FMT: Then where did life take you?

G: I picked up some freelance espionage work, in the early 80s. By this time, Ronald had grown so sick of my disinterest in the whole advertising world that he began using my body double for most of the ads. By 83 or so, my contract ran out and I had little interest in renewing it. We had a good run, Ronnie and I, but I was so beyond acting. Ollie North and I were old buddies from Annapolis, and when he heard that I was done hocking burgers, he called me up and said “hey ‘Ace, I’ve got some work for you if you want it. Might be dangerous, but the Central American poon will be worth it, let me tell you.” Believe it or not, that segment of my belt--the one that was labeled “Central American poon,” was notch-less—I mean, I had every notch there was. Hell, my main belt was festooned with smaller belts for sub notches…

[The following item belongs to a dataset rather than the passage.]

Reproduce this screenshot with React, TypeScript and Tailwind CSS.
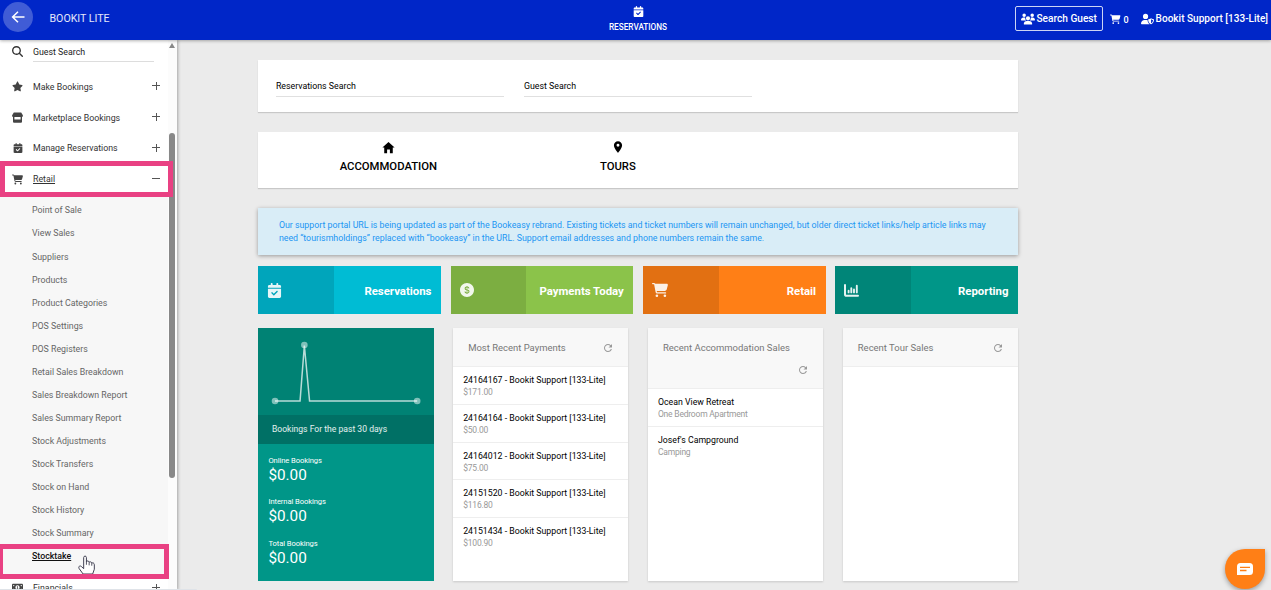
import clsx from 'clsx';
import type { ReactNode } from 'react';
import { AiFillDollarCircle } from 'react-icons/ai';
import {
  FaCalendarCheck,
  FaCartShopping,
  FaMagnifyingGlass,
  FaMoneyBill1,
  FaStar,
  FaUserShield,
  FaUsers,
} from 'react-icons/fa6';
import { IoMdHome } from 'react-icons/io';
import { MdLocationOn, MdRefresh } from 'react-icons/md';

const retailLinks = [
  'Point of Sale',
  'View Sales',
  'Suppliers',
  'Products',
  'Product Categories',
  'POS Settings',
  'POS Registers',
  'Retail Sales Breakdown',
  'Sales Breakdown Report',
  'Sales Summary Report',
  'Stock Adjustments',
  'Stock Transfers',
  'Stock on Hand',
  'Stock History',
  'Stock Summary',
  'Stocktake',
];

const payments = [
  { title: '24164167 - Bookit Support [133-Lite]', sub: '$171.00' },
  { title: '24164164 - Bookit Support [133-Lite]', sub: '$50.00' },
  { title: '24164012 - Bookit Support [133-Lite]', sub: '$75.00' },
  { title: '24151520 - Bookit Support [133-Lite]', sub: '$116.80' },
  { title: '24151434 - Bookit Support [133-Lite]', sub: '$100.90' },
];

const accommodation = [
  { title: 'Ocean View Retreat', sub: 'One Bedroom Apartment' },
  { title: "Josef's Campground", sub: 'Camping' },
];

const totals = ['Online Bookings', 'Internal Bookings', 'Total Bookings'];

function Header() {
  return (
    <header className="relative z-20 flex h-10 shrink-0 items-start bg-[#0026c8] text-white shadow-[0_1px_3px_rgba(0,0,0,0.3)]">
      <div className="ml-[3px] mt-[2px] flex size-[30px] items-center justify-center rounded-full bg-white/25">
        <svg viewBox="0 0 14 12" className="h-3 w-[14px]" fill="none" stroke="white" strokeWidth="1.5">
          <path d="M13.5 6H1.5M7 .7 1.6 6 7 11.3" />
        </svg>
      </div>
      <span className="ml-[16.5px] mt-[11px] text-[10.6px] leading-4 text-white/90">BOOKIT LITE</span>

      <div className="absolute left-[578px] top-[6px] flex w-[120px] flex-col items-center">
        <FaCalendarCheck className="size-[11px]" />
        <span className="mt-[5px] text-[8.2px] font-medium leading-[10px]">RESERVATIONS</span>
      </div>

      <div className="ml-auto flex items-center pt-[6px]">
        <div className="flex h-[25px] w-[88px] items-center rounded-[2px] border border-white/80 pl-[5px]">
          <FaUsers className="h-[12px] w-[14px]" />
          <span className="ml-[1px] pt-px text-[10.15px] font-medium leading-4">Search Guest</span>
        </div>
        <FaCartShopping className="ml-[7px] mt-[2px] size-[10.5px]" />
        <span className="ml-[2.5px] mt-[3px] text-[9px] font-medium leading-4">0</span>
        <FaUserShield className="ml-[12px] h-[12px] w-[13px]" />
        <span className="ml-[2px] mr-[3px] pt-px text-[10.05px] font-medium leading-4">Bookit Support [133-Lite]</span>
      </div>
    </header>
  );
}

function StoreIcon() {
  return (
    <svg viewBox="0 0 11 11" className="size-[11px]" fill="currentColor">
      <path d="M1.8.5H9.2L11 3.4Q11 5 9.5 5H1.5Q0 5 0 3.4Z" />
      <path d="M1 4.5H2.4V7.4H8.6V4.5H10V9.7Q10 10.7 9 10.7H2Q1 10.7 1 9.7Z" />
    </svg>
  );
}

interface MenuItemProps {
  icon: ReactNode;
  label: string;
  open?: boolean;
}

function MenuItem({ icon, label, open }: MenuItemProps) {
  return (
    <div className="flex h-[30.9px] shrink-0 items-center text-[#444]">
      <span className="ml-3 flex w-[11px] justify-center text-[11px]">{icon}</span>
      <span
        className={clsx('ml-[10px] pt-[0.5px] text-[8.8px] leading-4 text-[#333]', open && 'underline')}
      >
        {label}
      </span>
      <svg viewBox="0 0 8 8" className="ml-auto mr-[8px] size-2" stroke="#555" strokeWidth="1">
        <path d={open ? 'M0 3.5H8' : 'M0 3.5H8M4.5 0V8'} />
      </svg>
    </div>
  );
}

function Sidebar() {
  return (
    <aside className="relative z-10 flex w-[177px] shrink-0 bg-[#fcfcfc] shadow-[1px_0_3px_rgba(0,0,0,0.3)]">
      <div className="flex h-[550px] w-[168px] shrink-0 flex-col overflow-hidden bg-white">
        <div className="flex h-[31px] shrink-0">
          <FaMagnifyingGlass className="ml-3 mt-[6px] size-[11px] text-[#333]" />
          <div className="ml-[10px] mt-[4px] h-[18px] w-[121px] border-b border-[#ddd] text-[8.8px] leading-4 text-[#222]">
            Guest Search
          </div>
        </div>
        <MenuItem icon={<FaStar />} label="Make Bookings" />
        <MenuItem icon={<StoreIcon />} label="Marketplace Bookings" />
        <MenuItem icon={<FaCalendarCheck className="text-[10px]" />} label="Manage Reservations" />
        <MenuItem icon={<FaCartShopping />} label="Retail" open />
        <div className="h-[384px] shrink-0 bg-[#f7f7f7] pt-[5px]">
          {retailLinks.map((link) => (
            <div
              key={link}
              className={clsx(
                'flex h-[23.03px] items-center pl-8 text-[8.8px]',
                link === 'Stocktake' ? 'font-medium text-[#111] underline' : 'text-[#666]',
              )}
            >
              {link}
            </div>
          ))}
        </div>
        <div className="-mt-[6.5px]">
          <MenuItem icon={<FaMoneyBill1 />} label="Financials" />
        </div>
      </div>
      <div className="flex w-[9px] flex-col items-center pr-[2px]">
        <div className="mt-[3px] border-x-[3px] border-b-[5px] border-x-transparent border-b-[#888]" />
        <div className="mt-[85px] h-[345px] w-[6px] rounded-full bg-[#888]" />
      </div>
      {/* highlights over the open section and its current link */}
      <div className="absolute left-0 top-[121px] h-[36px] w-[173px] border-5 border-[#e94183]" />
      <svg viewBox="0 0 18 20" className="absolute left-[77.5px] top-[514.5px] h-[19.5px] w-[18px]">
        <path
          d="M5 19.5 1 14C-.2 12 1.6 10.4 3.2 11.8L5.6 14V2.6C5.6.6 8.4.6 8.4 2.6V6.6C9 5.8 11 6 11.2 7.4C11.8 6.6 13.8 7 13.9 8.4C14.6 7.6 16.5 8 16.5 10V14.6L14.8 19.5Z"
          fill="white"
          stroke="#3b3b4d"
          strokeWidth="1"
        />
        <path d="M8.4 6V10M11.2 7.4V10.6M13.9 8.4V11" stroke="#3b3b4d" strokeWidth=".9" />
      </svg>
      <div className="absolute left-0 top-[504px] h-[35px] w-[169px] border-5 border-l-3 border-[#e94183]" />
    </aside>
  );
}

function BarChartIcon() {
  return (
    <svg viewBox="0 0 15 13" className="h-[13px] w-[15px]" fill="none" stroke="currentColor" strokeLinecap="round">
      <path d="M1 1V10.2Q1 11.8 2.6 11.8H14" strokeWidth="2" />
      <path d="M4.6 6.8V8.4M7.3 4.3V8.4M10 5.5V8.4M12.8 1.8V8.4" strokeWidth="1.9" />
    </svg>
  );
}

interface TileProps {
  label: string;
  icon: ReactNode;
  light: string;
  dark: string;
}

function Tile({ label, icon, light, dark }: TileProps) {
  return (
    <div className={clsx('flex h-[48px] items-center text-white', light)}>
      <div className={clsx('flex h-full w-[75.5px] items-center pl-[8.5px]', dark)}>
        <span className="opacity-90">{icon}</span>
      </div>
      <span className="ml-auto mr-[9.5px] pt-[2px] text-[11.4px] font-bold leading-4">{label}</span>
    </div>
  );
}

interface PanelProps {
  title: string;
  tall?: boolean;
  items?: { title: string; sub: string }[];
}

function Panel({ title, tall, items = [] }: PanelProps) {
  return (
    <div className="h-[253px] bg-white shadow-[0_1px_2px_rgba(0,0,0,0.15)]">
      <div
        className={clsx(
          'flex flex-wrap content-start items-center justify-between border-b border-[#eee] bg-[#f8f8f8] pl-[15px] pr-[14px] pt-[12px] text-[#777]',
          tall ? 'h-[61px]' : 'h-[39px]',
        )}
      >
        <span className={clsx('text-[9.48px] leading-4', tall && 'w-full')}>{title}</span>
        <MdRefresh className={clsx('size-[12px] text-[#999]', tall && 'ml-auto mt-[7.5px]')} />
      </div>
      {items.map((item, i) => (
        <div
          key={item.title}
          className={clsx(
            'h-[37.8px] pl-[10px] pt-[7px] leading-3',
            i < items.length - 1 && 'border-b border-[#eee]',
          )}
        >
          <div className="whitespace-nowrap text-[8.75px] text-black">{item.title}</div>
          <div className="text-[8.5px] tracking-[-0.21px] text-[#999]">{item.sub}</div>
        </div>
      ))}
    </div>
  );
}

function BookingsPanel() {
  return (
    <div className="h-[253px] bg-[#009688] text-white">
      <svg viewBox="0 0 175 87" className="h-[87px] w-full bg-[#008274]" preserveAspectRatio="none">
        <path d="M17 73H42L46.3 17.5 51.5 73H159" fill="none" stroke="#b8dcd8" strokeWidth="1.5" />
        <g fill="#fff" fillOpacity=".5">
          <circle cx="17" cy="73" r="3.3" />
          <circle cx="46.3" cy="17" r="3.3" />
          <circle cx="159" cy="73" r="3.3" />
        </g>
      </svg>
      <div className="flex h-[28.5px] items-center bg-[#007065] pl-[13.5px] text-[8.6px] text-white/90">
        Bookings For the past 30 days
      </div>
      {totals.map((label) => (
        <div key={label} className="h-[41.5px] pl-[10px] pt-[12px]">
          <div className="text-[7.6px] leading-[10px] tracking-[-0.08px]">{label}</div>
          <div className="text-[15.3px] leading-[18px]">$0.00</div>
        </div>
      ))}
    </div>
  );
}

export default function App() {
  return (
    <div className="relative flex h-[590px] w-[1271px] flex-col overflow-hidden bg-[#ebebeb] font-['Roboto',sans-serif]">
      <Header />
      <div className="flex flex-1">
        <Sidebar />
        <main className="ml-[81.4px] w-[759.6px] pt-5">
          <div className="flex h-[51.5px] gap-5 bg-white pl-[17.5px] pt-[18px] text-[8.8px] leading-4 shadow-[0_1px_1px_rgba(0,0,0,0.15)]">
            <div className="h-[19px] w-[228px] border-b border-[#e0e0e0]">Reservations Search</div>
            <div className="h-[19px] w-[228px] border-b border-[#e0e0e0]">Guest Search</div>
          </div>

          <div className="mt-[20.5px] flex h-[55.5px] bg-white pl-[15px] pt-[8px] text-[11.3px] font-medium leading-4 shadow-[0_1px_1px_rgba(0,0,0,0.15)]">
            <div className="flex w-[230px] flex-col items-center">
              <IoMdHome className="size-[15px]" />
              <span className="mt-[4px]">ACCOMMODATION</span>
            </div>
            <div className="flex w-[229px] flex-col items-center">
              <MdLocationOn className="size-[14px]" />
              <span className="mt-[5px]">TOURS</span>
            </div>
          </div>

          <div className="mt-[20.5px] h-[46.5px] whitespace-nowrap bg-[#d9edf7] pl-[20.5px] pt-[11px] text-[8.8px] leading-[12.8px] text-[#2196f3] shadow-[0_1px_4px_rgba(0,0,0,0.35)]">
            Our support portal URL is being updated as part of the Bookeasy rebrand. Existing tickets and ticket
            numbers will remain unchanged, but older direct ticket links/help article links may
            <br />
            need “tourismholdings” replaced with “bookeasy” in the URL. Support email addresses and phone numbers
            remain the same.
          </div>

          <div className="mt-[11.5px] grid grid-cols-4 gap-[9.75px]">
            <Tile
              label="Reservations"
              icon={<FaCalendarCheck className="size-[15px]" />}
              light="bg-[#00bcd4]"
              dark="bg-[#00a5bb]"
            />
            <Tile
              label="Payments Today"
              icon={<AiFillDollarCircle className="size-[16px]" />}
              light="bg-[#8bc34a]"
              dark="bg-[#7cae41]"
            />
            <Tile
              label="Retail"
              icon={<FaCartShopping className="size-[16px]" />}
              light="bg-[#ff7f16]"
              dark="bg-[#e27012]"
            />
            <Tile label="Reporting" icon={<BarChartIcon />} light="bg-[#009688]" dark="bg-[#008578]" />
          </div>

          <div className="mt-[14px] grid grid-cols-4 gap-[19.6px]">
            <BookingsPanel />
            <Panel title="Most Recent Payments" items={payments} />
            <Panel title="Recent Accommodation Sales" items={accommodation} tall />
            <Panel title="Recent Tour Sales" />
          </div>
        </main>
      </div>

      {/* browser status strip */}
      <div className="absolute bottom-0 left-0 z-20 h-[1px] w-[197px] rounded-tr-sm bg-[#dfe3e8]" />

      <div className="absolute bottom-[1px] right-[6px] flex size-10 items-center justify-center rounded-full rounded-tr-[4px] bg-[#ff7f16] shadow-[0_2px_5px_rgba(0,0,0,0.35)]">
        <svg viewBox="0 0 16 12" className="h-3 w-4">
          <path d="M3.5 0H12.5Q16 0 16 3.5V8.5Q16 12 12.5 12H0V3.5Q0 0 3.5 0Z" fill="white" />
          <path d="M3 4.3H13M3 7.5H9.5" stroke="#ff7f16" strokeWidth="1.3" />
        </svg>
      </div>
    </div>
  );
}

FMT: Like the “dead horse” sub-notch.

G: Right, branching off from the “mammal” notch.

FMT: So, were you involved in the Iran-Contra affair?

G: Is a Nicaraguan whore’s cunt sweeter than honey?

FMT: ...

G: Yeah I learned my tradecraft down there, as the CIA was mustering the Contras. I became a valuable asset to them immediately, as my celebrity status and odd body shape and color came in handy whenever laundering the drug money, moving arms across check points, that sort of thing. The Sandinistas were oblivious hacks really. They just wanted to pet me. We could sneak anything right under their nose as long as I was there. They thought I was from Disney World or something. I could literally snatch documents out of their breast pockets at they stared slack-jawed at my nonpareil aura of glitz and artistic genius.

FMT: But you were never convicted of any crimes?

G: Only by a jury of angels.

FMT: What were you charged with?

G: Being too sexy for the good of Man.